DATASET EXCERPT:
▼▼▼
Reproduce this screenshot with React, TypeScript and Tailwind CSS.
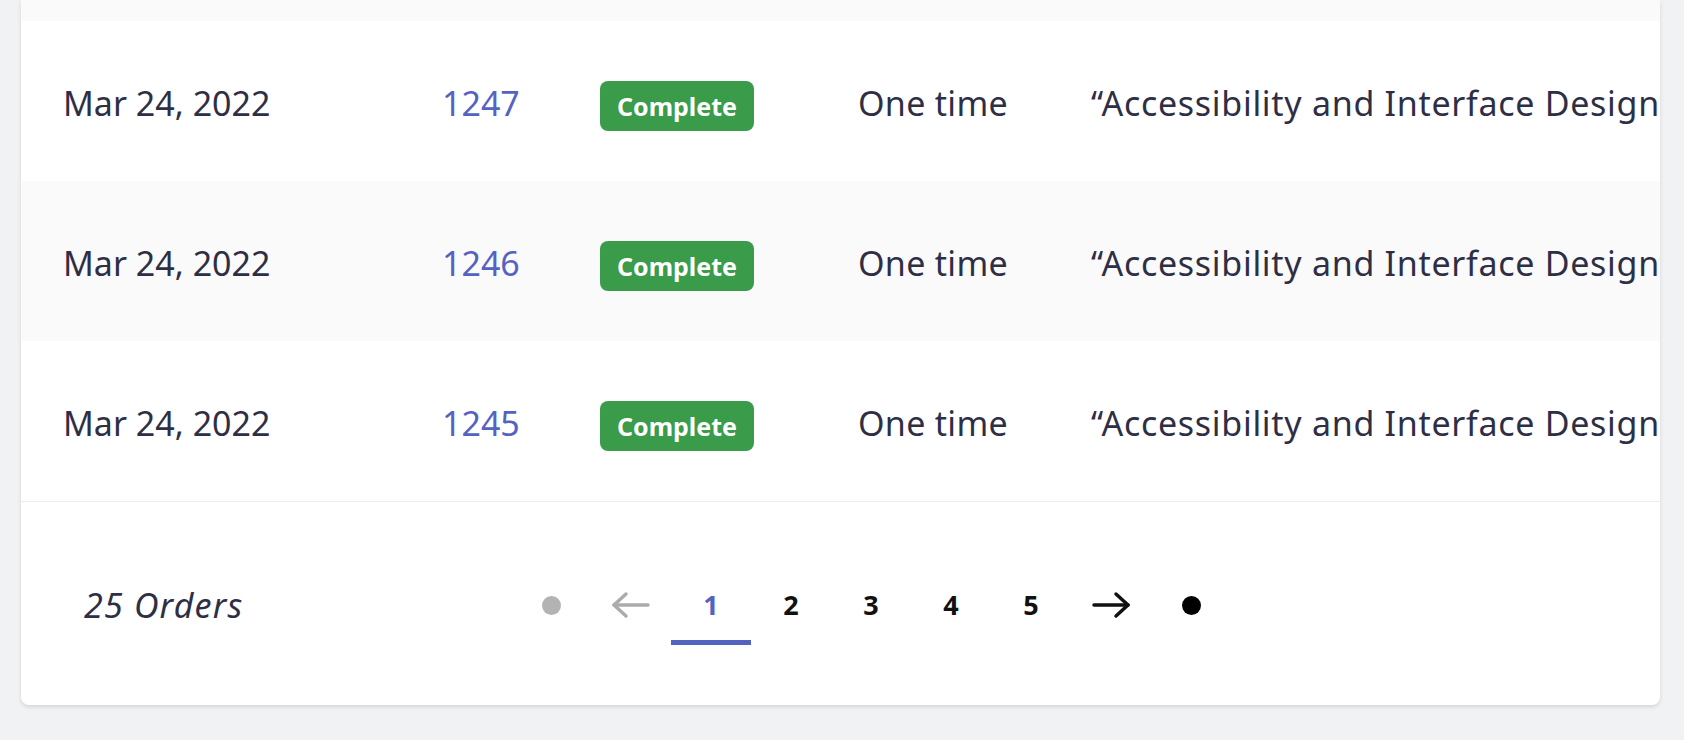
import React from 'react';

const orders = [
    { date: 'Mar 24, 2022', id: '1247', status: 'Complete', type: 'One time', item: '“Accessibility and Interface Design”' },
    { date: 'Mar 24, 2022', id: '1246', status: 'Complete', type: 'One time', item: '“Accessibility and Interface Design”' },
    { date: 'Mar 24, 2022', id: '1245', status: 'Complete', type: 'One time', item: '“Accessibility and Interface Design”' },
];

const Arrow = ({ dir, color }: { dir: 'left' | 'right'; color: string }) => (
    <svg width="40" height="28" viewBox="0 0 40 28" fill="none" stroke={color} strokeWidth="3.5" strokeLinecap="round" strokeLinejoin="round">
        {dir === 'left' ? (
            <>
                <path d="M3 14H37" />
                <path d="M15 3L3 14L15 25" />
            </>
        ) : (
            <>
                <path d="M3 14H37" />
                <path d="M25 3L37 14L25 25" />
            </>
        )}
    </svg>
);

export default function App() {
    return (
        <div className="min-h-screen bg-[#f1f2f4] pl-[21px] pr-[24px] pb-[34px] font-['Noto_Sans',sans-serif] text-[#2e2f45]">
            <div className="bg-white rounded-b-lg shadow-[0_2px_4px_rgba(0,0,0,0.12)] overflow-hidden">
                {/* tail of the previous row */}
                <div className="h-[21px] bg-[#fafafa]" />

                {orders.map((o, i) => (
                    <div
                        key={o.id}
                        className={`flex items-baseline h-[160px] pt-[58px] pl-[42px] text-[34px] leading-[48px] ${i % 2 === 1 ? 'bg-[#fafafa]' : 'bg-white'}`}
                    >
                        <div className="w-[379px] shrink-0">{o.date}</div>
                        <div className="w-[158px] shrink-0 text-[#5462c2]">{o.id}</div>
                        <div className="w-[258px] shrink-0">
                            <span className="inline-block bg-[#3a9b4a] text-white font-bold text-[25px] leading-[36px] px-[17px] py-[7px] rounded-[8px]">
                                {o.status}
                            </span>
                        </div>
                        <div className="w-[233px] shrink-0 tracking-[0.3px]">{o.type}</div>
                        <div className="whitespace-nowrap tracking-[0.7px]">{o.item}</div>
                    </div>
                ))}

                <div className="border-t border-[#ececec] flex items-center pt-[63px] pb-[60px] pl-[63px]">
                    <div className="w-[427px] shrink-0 italic text-[34px] tracking-[1.2px] leading-[48px]">25 Orders</div>
                    <div className="flex items-center font-bold text-[27px] text-[#111]">
                        <button className="w-[80px] h-[80px] flex items-center justify-center">
                            <span className="size-[19px] rounded-full bg-[#b3b3b3]" />
                        </button>
                        <button className="w-[80px] h-[80px] flex items-center justify-center">
                            <Arrow dir="left" color="#acacac" />
                        </button>
                        <button className="w-[80px] h-[80px] flex items-center justify-center text-[#5462c2] border-b-[5px] border-[#5462c2] pt-[5px]">1</button>
                        <button className="w-[80px] h-[80px] flex items-center justify-center">2</button>
                        <button className="w-[80px] h-[80px] flex items-center justify-center">3</button>
                        <button className="w-[80px] h-[80px] flex items-center justify-center">4</button>
                        <button className="w-[80px] h-[80px] flex items-center justify-center">5</button>
                        <button className="w-[80px] h-[80px] flex items-center justify-center">
                            <Arrow dir="right" color="#111111" />
                        </button>
                        <button className="w-[80px] h-[80px] flex items-center justify-center">
                            <span className="size-[19px] rounded-full bg-black" />
                        </button>
                    </div>
                </div>
            </div>
        </div>
    );
}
▲▲▲
TASK TO CARRY OUT: Output each line exactly; omit every picture.

SOLUTION BELOW:
Reproduce this screenshot with React, TypeScript and Tailwind CSS.
import React from 'react';

const orders = [
    { date: 'Mar 24, 2022', id: '1247', status: 'Complete', type: 'One time', item: '“Accessibility and Interface Design”' },
    { date: 'Mar 24, 2022', id: '1246', status: 'Complete', type: 'One time', item: '“Accessibility and Interface Design”' },
    { date: 'Mar 24, 2022', id: '1245', status: 'Complete', type: 'One time', item: '“Accessibility and Interface Design”' },
];

const Arrow = ({ dir, color }: { dir: 'left' | 'right'; color: string }) => (
    <svg width="40" height="28" viewBox="0 0 40 28" fill="none" stroke={color} strokeWidth="3.5" strokeLinecap="round" strokeLinejoin="round">
        {dir === 'left' ? (
            <>
                <path d="M3 14H37" />
                <path d="M15 3L3 14L15 25" />
            </>
        ) : (
            <>
                <path d="M3 14H37" />
                <path d="M25 3L37 14L25 25" />
            </>
        )}
    </svg>
);

export default function App() {
    return (
        <div className="min-h-screen bg-[#f1f2f4] pl-[21px] pr-[24px] pb-[34px] font-['Noto_Sans',sans-serif] text-[#2e2f45]">
            <div className="bg-white rounded-b-lg shadow-[0_2px_4px_rgba(0,0,0,0.12)] overflow-hidden">
                {/* tail of the previous row */}
                <div className="h-[21px] bg-[#fafafa]" />

                {orders.map((o, i) => (
                    <div
                        key={o.id}
                        className={`flex items-baseline h-[160px] pt-[58px] pl-[42px] text-[34px] leading-[48px] ${i % 2 === 1 ? 'bg-[#fafafa]' : 'bg-white'}`}
                    >
                        <div className="w-[379px] shrink-0">{o.date}</div>
                        <div className="w-[158px] shrink-0 text-[#5462c2]">{o.id}</div>
                        <div className="w-[258px] shrink-0">
                            <span className="inline-block bg-[#3a9b4a] text-white font-bold text-[25px] leading-[36px] px-[17px] py-[7px] rounded-[8px]">
                                {o.status}
                            </span>
                        </div>
                        <div className="w-[233px] shrink-0 tracking-[0.3px]">{o.type}</div>
                        <div className="whitespace-nowrap tracking-[0.7px]">{o.item}</div>
                    </div>
                ))}

                <div className="border-t border-[#ececec] flex items-center pt-[63px] pb-[60px] pl-[63px]">
                    <div className="w-[427px] shrink-0 italic text-[34px] tracking-[1.2px] leading-[48px]">25 Orders</div>
                    <div className="flex items-center font-bold text-[27px] text-[#111]">
                        <button className="w-[80px] h-[80px] flex items-center justify-center">
                            <span className="size-[19px] rounded-full bg-[#b3b3b3]" />
                        </button>
                        <button className="w-[80px] h-[80px] flex items-center justify-center">
                            <Arrow dir="left" color="#acacac" />
                        </button>
                        <button className="w-[80px] h-[80px] flex items-center justify-center text-[#5462c2] border-b-[5px] border-[#5462c2] pt-[5px]">1</button>
                        <button className="w-[80px] h-[80px] flex items-center justify-center">2</button>
                        <button className="w-[80px] h-[80px] flex items-center justify-center">3</button>
                        <button className="w-[80px] h-[80px] flex items-center justify-center">4</button>
                        <button className="w-[80px] h-[80px] flex items-center justify-center">5</button>
                        <button className="w-[80px] h-[80px] flex items-center justify-center">
                            <Arrow dir="right" color="#111111" />
                        </button>
                        <button className="w-[80px] h-[80px] flex items-center justify-center">
                            <span className="size-[19px] rounded-full bg-black" />
                        </button>
                    </div>
                </div>
            </div>
        </div>
    );
}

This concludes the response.